The coloniality of the British Army: a decolonial framework
Posted on 27 October 2025
Sara de Jong publishs a new article
Professor Sara de Jong has co-authored a paper with Nick Caddick:
Abstract
In this article, we seek to shift debate on the coloniality of the British Army by using a decolonial framework to think differently about the institution and its core concepts. Two conceptual moves are central to this effort. First, we argue that conceptions of the British Army need to be broadened to acknowledge its reliance on a ‘Reserve Army of Labour’: that is, the racialized and gendered auxiliary labour that is indispensable but often expendable for its operations. Second, we reframe the British Army's core institutional logic of ‘operational effectiveness’—as imagined in the context of counter-insurgency warfare and associated with ‘minimum force’—as an instance of the coloniality of power.

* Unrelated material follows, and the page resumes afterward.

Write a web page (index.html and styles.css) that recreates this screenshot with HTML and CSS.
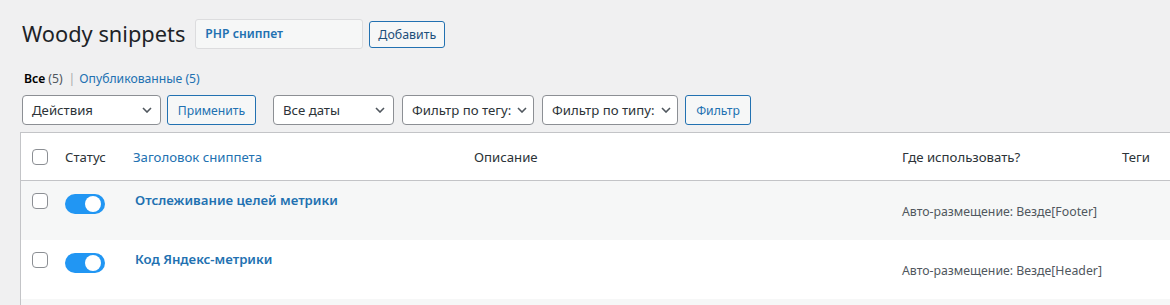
FILE: index.html
```html
<!DOCTYPE html>
<html lang="ru">
<head>
    <meta charset="UTF-8">
    <meta name="viewport" content="width=device-width, initial-scale=1.0">
    <title>Woody snippets</title>
    <link rel="stylesheet" href="styles.css">
</head>
<body>
    <div class="wrap">
        <div class="page-head">
            <h1>Woody snippets</h1>
            <div class="snippet-type">PHP сниппет</div>
            <a href="#" class="add-btn">Добавить</a>
        </div>

        <ul class="subsubsub">
            <li><a href="#" class="current">Все <span class="count">(5)</span></a></li>
            <li class="sep">|</li>
            <li><a href="#">Опубликованные <span class="count">(5)</span></a></li>
        </ul>

        <div class="tablenav">
            <div class="fake-select w-actions">
                <span>Действия</span>
                <svg width="10" height="6" viewBox="0 0 10 6"><path d="M1 1l4 4 4-4" fill="none" stroke="#50575e" stroke-width="1.6"/></svg>
            </div>
            <button class="button btn-apply">Применить</button>
            <div class="fake-select w-dates">
                <span>Все даты</span>
                <svg width="10" height="6" viewBox="0 0 10 6"><path d="M1 1l4 4 4-4" fill="none" stroke="#50575e" stroke-width="1.6"/></svg>
            </div>
            <div class="fake-select w-tag">
                <span>Фильтр по тегу:</span>
                <svg width="10" height="6" viewBox="0 0 10 6"><path d="M1 1l4 4 4-4" fill="none" stroke="#50575e" stroke-width="1.6"/></svg>
            </div>
            <div class="fake-select w-type">
                <span>Фильтр по типу:</span>
                <svg width="10" height="6" viewBox="0 0 10 6"><path d="M1 1l4 4 4-4" fill="none" stroke="#50575e" stroke-width="1.6"/></svg>
            </div>
            <button class="button btn-filter">Фильтр</button>
        </div>

        <table class="snippets">
            <thead>
                <tr>
                    <th class="col-check"><span class="checkbox"></span></th>
                    <th class="col-status">Статус</th>
                    <th class="col-title"><a href="#">Заголовок сниппета</a></th>
                    <th class="col-desc">Описание</th>
                    <th class="col-where">Где использовать?</th>
                    <th class="col-tags">Теги</th>
                </tr>
            </thead>
            <tbody>
                <tr class="alt">
                    <td class="col-check"><span class="checkbox"></span></td>
                    <td class="col-status"><span class="toggle"></span></td>
                    <td class="col-title"><a href="#" class="row-title">Отслеживание целей метрики</a></td>
                    <td class="col-desc"></td>
                    <td class="col-where"><span class="where">Авто-размещение: Везде[Footer]</span></td>
                    <td class="col-tags"></td>
                </tr>
                <tr>
                    <td class="col-check"><span class="checkbox"></span></td>
                    <td class="col-status"><span class="toggle"></span></td>
                    <td class="col-title"><a href="#" class="row-title">Код Яндекс-метрики</a></td>
                    <td class="col-desc"></td>
                    <td class="col-where"><span class="where">Авто-размещение: Везде[Header]</span></td>
                    <td class="col-tags"></td>
                </tr>
                <tr class="alt">
                    <td class="col-check"></td>
                    <td class="col-status"></td>
                    <td class="col-title"></td>
                    <td class="col-desc"></td>
                    <td class="col-where"></td>
                    <td class="col-tags"></td>
                </tr>
            </tbody>
        </table>
    </div>
</body>
</html>
```

FILE: styles.css
```css
html, body {
    margin: 0;
    background-color: #f0f0f1;
    overflow: hidden;
}
body {
    font-family: "Noto Sans", "Open Sans", sans-serif;
    font-size: 12.2px;
    color: #3c434a;
}
a {
    color: #2271b1;
    text-decoration: none;
}
.wrap {
    padding: 10px 0 0 20px;
}
.page-head {
    display: flex;
    align-items: center;
    height: 48px;
}
h1 {
    margin: 0 10px 0 2px;
    font-size: 21.8px;
    font-weight: 400;
    color: #1d2327;
    line-height: 30px;
}
.snippet-type {
    width: 157px;
    height: 28px;
    line-height: 28px;
    padding: 0 0 0 9px;
    background-color: #f6f7f7;
    border: 1px solid #dcdcde;
    border-radius: 3px;
    color: #2271b1;
    font-weight: 600;
}
.add-btn {
    margin-left: 6px;
    height: 25px;
    line-height: 25px;
    padding: 0 8px;
    border: 1px solid #2271b1;
    border-radius: 3px;
    background-color: #f6f7f7;
    color: #1d4f7a;
    font-size: 12.4px;
}
.subsubsub {
    list-style: none;
    display: flex;
    margin: 11px 0 0 4px;
    padding: 0;
    height: 20px;
    line-height: 20px;
}
.subsubsub .current {
    color: #000;
    font-weight: 600;
}
.subsubsub .current .count {
    font-weight: 400;
    color: #50575e;
}
.subsubsub .sep {
    color: #a7aaad;
    margin: 0 4px 0 6px;
}
.tablenav {
    display: flex;
    align-items: center;
    margin-top: 6px;
    height: 30px;
}
.fake-select {
    box-sizing: border-box;
    height: 30px;
    display: flex;
    align-items: center;
    justify-content: space-between;
    padding: 0 8px 0 9px;
    background-color: #fff;
    border: 1px solid #8c8f94;
    border-radius: 4px;
    color: #2c3338;
    font-size: 13.2px;
}
.w-actions { width: 139px; margin-left: 2px; }
.w-dates { width: 121px; margin-left: 17px; }
.w-tag { width: 132px; margin-left: 8px; padding-right: 6px; }
.w-type { width: 136px; margin-left: 8px; padding-right: 6px; }
.button {
    box-sizing: border-box;
    height: 30px;
    margin-left: 6px;
    padding: 0;
    text-align: center;
    font-family: inherit;
    font-size: 12.2px;
    color: #2271b1;
    background-color: #f6f7f7;
    border: 1px solid #2271b1;
    border-radius: 3px;
}
.btn-apply {
    width: 89px;
}
.btn-filter {
    width: 66px;
    margin-left: 7px;
}
.snippets {
    margin-top: 7px;
    border-collapse: collapse;
    table-layout: fixed;
    width: 1200px;
    background-color: #fff;
    border: 1px solid #c3c4c7;
}
.snippets th, .snippets td {
    padding: 0;
    text-align: left;
    vertical-align: top;
}
.snippets th {
    height: 47px;
    vertical-align: middle;
    font-weight: 400;
    font-size: 13.2px;
    color: #2c3338;
    border-bottom: 1px solid #c3c4c7;
}
.snippets td {
    height: 59px;
}
.snippets tr.alt td {
    background-color: #f6f7f7;
}
.col-check { width: 44px; }
.col-status { width: 68px; }
.col-title { width: 341px; }
.col-desc { width: 428px; }
.col-where { width: 220px; }
.col-tags { width: 98px; }
.checkbox {
    display: block;
    box-sizing: border-box;
    width: 16px;
    height: 16px;
    margin-left: 11px;
    border: 1px solid #8c8f94;
    border-radius: 4px;
    background-color: #fff;
}
.snippets td .checkbox {
    margin-top: 12px;
}
.toggle {
    display: block;
    position: relative;
    width: 40px;
    height: 20px;
    margin-top: 13px;
    border-radius: 10px;
    background-color: #2196f3;
}
.toggle::after {
    content: "";
    position: absolute;
    right: 4px;
    top: 2px;
    width: 16px;
    height: 16px;
    border-radius: 50%;
    background-color: #fff;
}
.row-title {
    display: block;
    margin: 9px 0 0 2px;
    font-size: 13.2px;
    font-weight: 600;
    line-height: 20px;
}
.where {
    display: block;
    margin-top: 22px;
    font-size: 12.3px;
    line-height: 18px;
    color: #50575e;
}
```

Both these conceptual moves, we argue, make visible the coloniality embedded in the Army's institutional fabric. In addition, they resituate conversations currently largely held in terms of discrimination, diversity and inclusion through a deeper assessment of the relations and entanglements structuring the British Army. We conclude by drawing practitioners' attention to the tensions inherent to ‘decolonizing’ the British Army, and suggesting that scholarship on the British Army should acknowledge coloniality as a core feature of the modern institution: not merely as a historical foundation, but as a contemporary reality.